Scandals, Vandals and DaVincis seems to be essays about various famed works of art, and the volume of Seabiscuit that I found looks like it was released around the time of the movie of the same name (which I didn't see). But I have to like the looks of a book that includes a chapter called, "The Dingbustingest Contest You Ever Clapped An Eye On." Into Thin Air should be highly readable, from what I've heard: it's interesting when people die. For the same reason, I picked up Black Hawk Down.

I might be one of the few to consider this damn interesting, but Longitude, "The True Story of a Lone Genius Who Solved the Greatest Scientific Problem of His Time," seems very promising to me.

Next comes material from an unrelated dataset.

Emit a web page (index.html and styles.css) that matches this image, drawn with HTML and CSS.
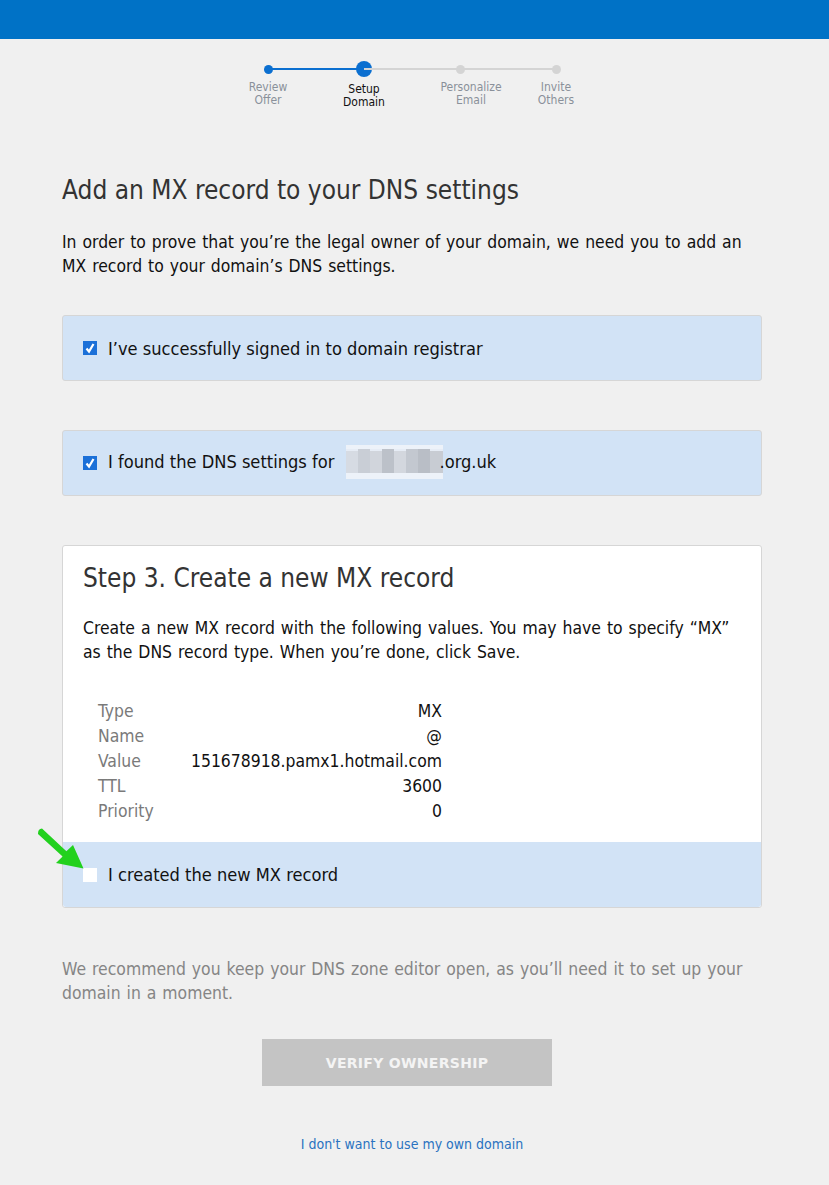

Decent travel titles were pretty thin on the shelves, but I did manage to come away with Pecked to Death by Ducks, a collection by Tim Cahill, and A Walk in the Woods by Bill Bryson. Fiction that I wanted to read -- this excluded the store's vast number of romance books, pounds of spy yarns, pecks of mysteries, and rows and rows of Star Trek titles -- was also fairly thin. I put The Flight of the Phoenix (air crash!), The Last Full Measure (war!) and The Remains of the Day (butlers?) in the basket.

I also found two of the three Space Trilogy books by C.S. Lewis. These were the only titles commented on by the clerk, who had absolutely nothing to do but read and ring up orders (I was one of two customers during the hour I spent there). "Interesting books, I read them last year," he said. "Science fiction sure was a different thing back then."

Also: a couple of back issues of that uniquely pretentious British magazine Granta, a late '80s Zippy collection, and one of the Straight Dope books. In a house with numerous interruptions, those last two are easy reading.